Une fois passées les étapes de la production, des quotas autorisés par l’UE, il s’agit de s’imposer auprès des distributeurs. Dans le cas de la tomate cerise marocaine, une partie est expédiée en vrac et mise en barquette à leur arrivée en France.
C’est le cas de la marque Azura. Cette marque joue la carte de la « décarbonation » en adoptant un emballage en carton pour remplacer le plastique.
Un argument qui ne tient pas dans la mesure où une partie de la tomate « marocaine » est en fait sahraouie, car elle vient de la région de Dakhla au Sahara occidental occupé et effectue donc un trajet de 2.000 km avant d’arriver à la table du consommateur français.
Des tomates cerises transportées en vrac depuis Dakhla vers Agadir durant 20 heures par camion frigorifique. Cela, en violation des lois de l’UE qui exige que l’origine des produits issus du Sahara Occidental soient étiquetés comme tels.
Tomates cerises d’Algérie sur les étals européens, un pari jouable
Pour l’agriculture en Algérie, l’exportation de tomates cerises vers l’Europe présente plusieurs avantages. Le premier concerne la création d’emplois et la possibilité de réaliser une agriculture plus durable à travers la culture hors-sol sous serre. Celle-ci rationalise l’utilisation des eaux puisées dans les nappes ainsi que les risques de pollution par les nitrates et les pesticides.

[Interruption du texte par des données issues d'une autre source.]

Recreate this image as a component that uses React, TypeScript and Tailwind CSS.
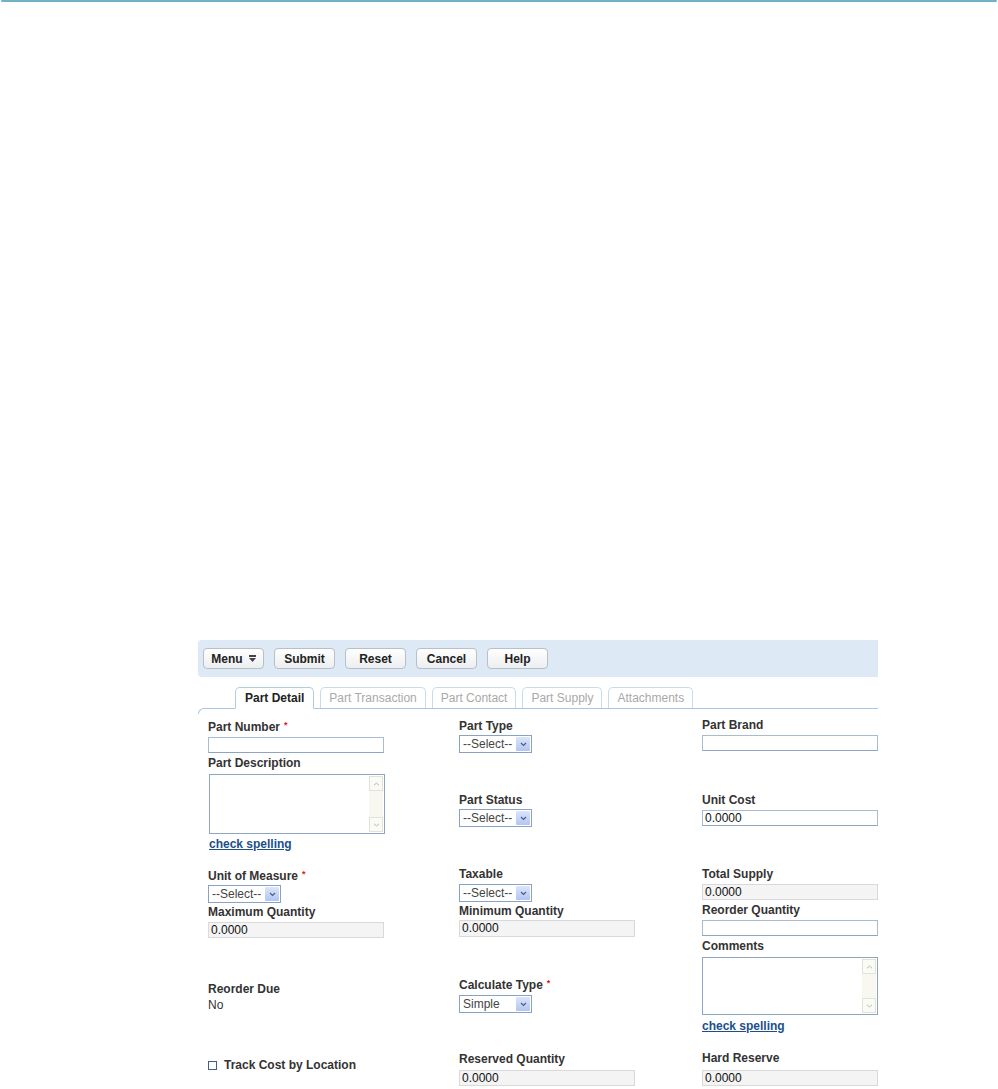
import React from "react";

const Label = ({ text, req, className = "" }: { text: string; req?: boolean; className?: string }) => (
  <div className={`h-[14px] text-[12px] leading-[14px] font-bold text-[#333] whitespace-nowrap ${className}`}>
    {text}
    {req && <span className="ml-[4px] align-top text-[9px] leading-[10px] text-[#e0191f]">*</span>}
  </div>
);

const TextInput = ({ value = "", disabled, className = "" }: { value?: string; disabled?: boolean; className?: string }) => (
  <div
    className={`h-[16px] w-[176px] border px-[2px] text-[12px] leading-[14px] text-[#111] ${
      disabled ? "border-[#d9d9d9] bg-[#f4f4f4]" : "border-[#a9bbcf] border-b-[#8ea5bf] bg-white"
    } ${className}`}
  >
    {value}
  </div>
);

const Select = ({ value = "--Select--", className = "" }: { value?: string; className?: string }) => (
  <div className={`flex h-[18px] w-[73px] items-stretch border border-[#8aa3c0] bg-white p-px ${className}`}>
    <div className="flex-1 pl-[2px] text-[12px] leading-[14px] text-[#444]">{value}</div>
    <div className="flex w-[14px] items-center justify-center rounded-[1px] bg-gradient-to-b from-[#dbe5fb] to-[#b2c5f2]">
      <svg width="7" height="5" viewBox="0 0 7 5">
        <path d="M1 1 L3.5 3.5 L6 1" fill="none" stroke="#4d5d80" strokeWidth="1.2" />
      </svg>
    </div>
  </div>
);

const TextArea = ({ h, className = "" }: { h: string; className?: string }) => (
  <div className={`flex w-[176px] border border-[#8ea5bf] bg-white ${h} ${className}`}>
    <div className="flex-1" />
    <div className="m-px flex w-[14px] flex-col justify-between bg-[#f8f8f1]">
      <div className="flex h-[15px] items-center justify-center border border-[#e2e2da] bg-[#fbfbf6]">
        <svg width="7" height="4" viewBox="0 0 7 4">
          <path d="M1 3.2 L3.5 1 L6 3.2" fill="none" stroke="#b9b9b2" strokeWidth="1" />
        </svg>
      </div>
      <div className="flex h-[15px] items-center justify-center border border-[#e2e2da] bg-[#fbfbf6]">
        <svg width="7" height="4" viewBox="0 0 7 4">
          <path d="M1 0.8 L3.5 3 L6 0.8" fill="none" stroke="#b9b9b2" strokeWidth="1" />
        </svg>
      </div>
    </div>
  </div>
);

const Spell = ({ className = "" }: { className?: string }) => (
  <div className={`h-[14px] text-[12px] leading-[14px] font-bold text-[#1c4f8a] underline ${className}`}>check spelling</div>
);

const Btn = ({ children }: { children: React.ReactNode }) => (
  <button className="flex h-[21px] w-[61px] items-center justify-center gap-[6px] rounded-[4px] border border-[#b9bfc6] bg-gradient-to-b from-white to-[#eceef0] text-[12px] font-bold text-[#222]">
    {children}
  </button>
);

const Tab = ({ text, active }: { text: string; active?: boolean }) => (
  <div
    className={`h-[21px] rounded-t-[5px] border text-[12px] leading-[20px] whitespace-nowrap ${
      active
        ? "-mb-px h-[22px] border-[#b2cce6] border-b-white bg-white px-[9px] font-bold text-[#222]"
        : "border-[#c9dbee] border-b-0 bg-white px-[8px] text-[#a9a9a9]"
    }`}
  >
    {text}
  </div>
);

export default function App() {
  return (
    <div className="min-h-screen bg-white font-['Liberation_Sans',Arial,sans-serif]">
      <div className="mx-px h-[2px] rounded-full bg-[#72b0c6]" />

      <div className="pl-[198px] pt-[638px]">
        <div className="w-[680px]">
          {/* toolbar */}
          <div className="flex h-[37px] items-center gap-[10px] rounded-l-[4px] bg-[#dde9f5] pl-[5px]">
            <Btn>
              Menu
              <svg width="7" height="7" viewBox="0 0 7 7">
                <rect x="0" y="0" width="7" height="2" fill="#444" />
                <path d="M0 3 H7 L3.5 7 Z" fill="#444" />
              </svg>
            </Btn>
            <Btn>Submit</Btn>
            <Btn>Reset</Btn>
            <Btn>Cancel</Btn>
            <Btn>Help</Btn>
          </div>

          {/* tabs */}
          <div className="relative z-10 mt-[10px] flex items-end gap-[6px] pl-[37px]">
            <Tab text="Part Detail" active />
            <Tab text="Part Transaction" />
            <Tab text="Part Contact" />
            <Tab text="Part Supply" />
            <Tab text="Attachments" />
          </div>
          <div className="h-[6px] rounded-tl-[6px] border-l border-t border-[#a9c6e2]" />

          {/* form */}
          <div className="flex">
            <div className="w-[261px] pl-[10px] pt-[6px]">
              <Label text="Part Number" req />
              <TextInput className="mt-[3px]" />
              <Label text="Part Description" className="mt-[3px]" />
              <TextArea h="h-[60px]" className="ml-px mt-[4px]" />
              <Spell className="ml-px mt-[3px]" />
              <Label text="Unit of Measure" req className="mt-[18px]" />
              <Select className="mt-[2px]" />
              <Label text="Maximum Quantity" className="mt-[2px]" />
              <TextInput value="0.0000" disabled className="mt-[3px]" />
              <Label text="Reorder Due" className="mt-[44px]" />
              <div className="mt-[2px] h-[14px] text-[12px] leading-[14px] text-[#333]">No</div>
              <div className="mt-[46px] flex h-[14px] items-center">
                <div className="h-[9px] w-[9px] border border-[#3d5f88] bg-white" />
                <span className="ml-[7px] text-[12px] leading-[14px] font-bold text-[#333]">Track Cost by Location</span>
              </div>
            </div>

            <div className="w-[243px] pt-[5px]">
              <Label text="Part Type" />
              <Select className="mt-[2px]" />
              <Label text="Part Status" className="mt-[40px]" />
              <Select className="mt-[2px]" />
              <Label text="Taxable" className="mt-[40px]" />
              <Select className="mt-[3px]" />
              <Label text="Minimum Quantity" className="mt-[2px]" />
              <TextInput value="0.0000" disabled className="mt-[2px] h-[17px]" />
              <Label text="Calculate Type" req className="mt-[41px]" />
              <Select value="Simple" className="mt-[3px]" />
              <Label text="Reserved Quantity" className="mt-[39px]" />
              <TextInput value="0.0000" disabled className="mt-[4px]" />
            </div>

            <div className="w-[176px] pt-[4px]">
              <Label text="Part Brand" />
              <TextInput className="mt-[3px]" />
              <Label text="Unit Cost" className="mt-[42px]" />
              <TextInput value="0.0000" className="mt-[3px]" />
              <Label text="Total Supply" className="mt-[41px]" />
              <TextInput value="0.0000" disabled className="mt-[3px]" />
              <Label text="Reorder Quantity" className="mt-[3px]" />
              <TextInput className="mt-[3px]" />
              <Label text="Comments" className="mt-[3px]" />
              <TextArea h="h-[58px]" className="mt-[4px]" />
              <Spell className="mt-[4px]" />
              <Label text="Hard Reserve" className="mt-[18px]" />
              <TextInput value="0.0000" disabled className="mt-[5px]" />
            </div>
          </div>
        </div>
      </div>
    </div>
  );
}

Pour le groupe Souakri qui a lancé l’une des plus grandes fermes maraîchères au monde dans le désert algérien, la réalisation de partenariat avec l’expertise hollandaise est un gage certain de maîtrise pour un type de maraîchage sophistiqué.
Reste l’accès de la tomate cerise algérienne au marché étranger à travers les barrières douanières et en particulier celles de l’UE.

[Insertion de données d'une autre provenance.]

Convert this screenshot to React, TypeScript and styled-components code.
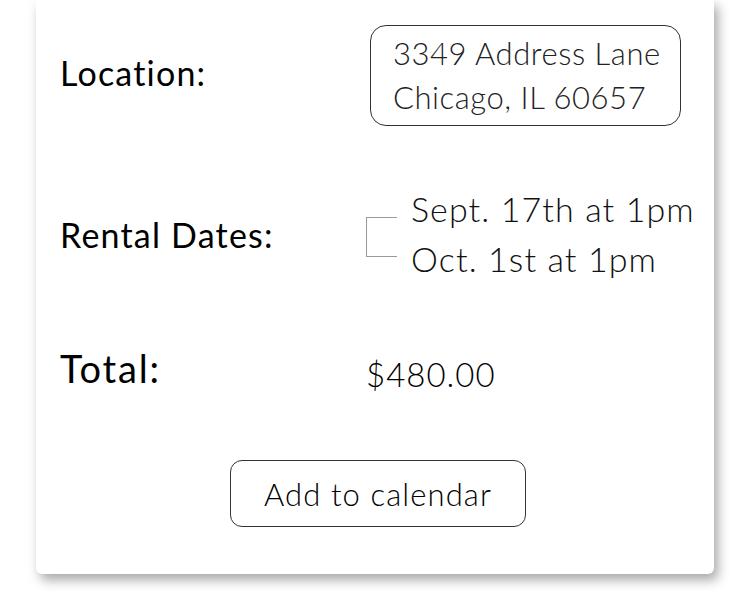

Le marché européen reste très fragmenté entre UE, Royaume-Uni et Russie. Il laisse donc entrevoir des portes d’entrée aux exportateurs algériens à condition de respecter un cahier des charges exigeant.
Des charges dont l’une des dernières, et pas une des moindres, porte sur la nécessité de décarbonation de la production. Un domaine nouveau pour les producteurs algériens.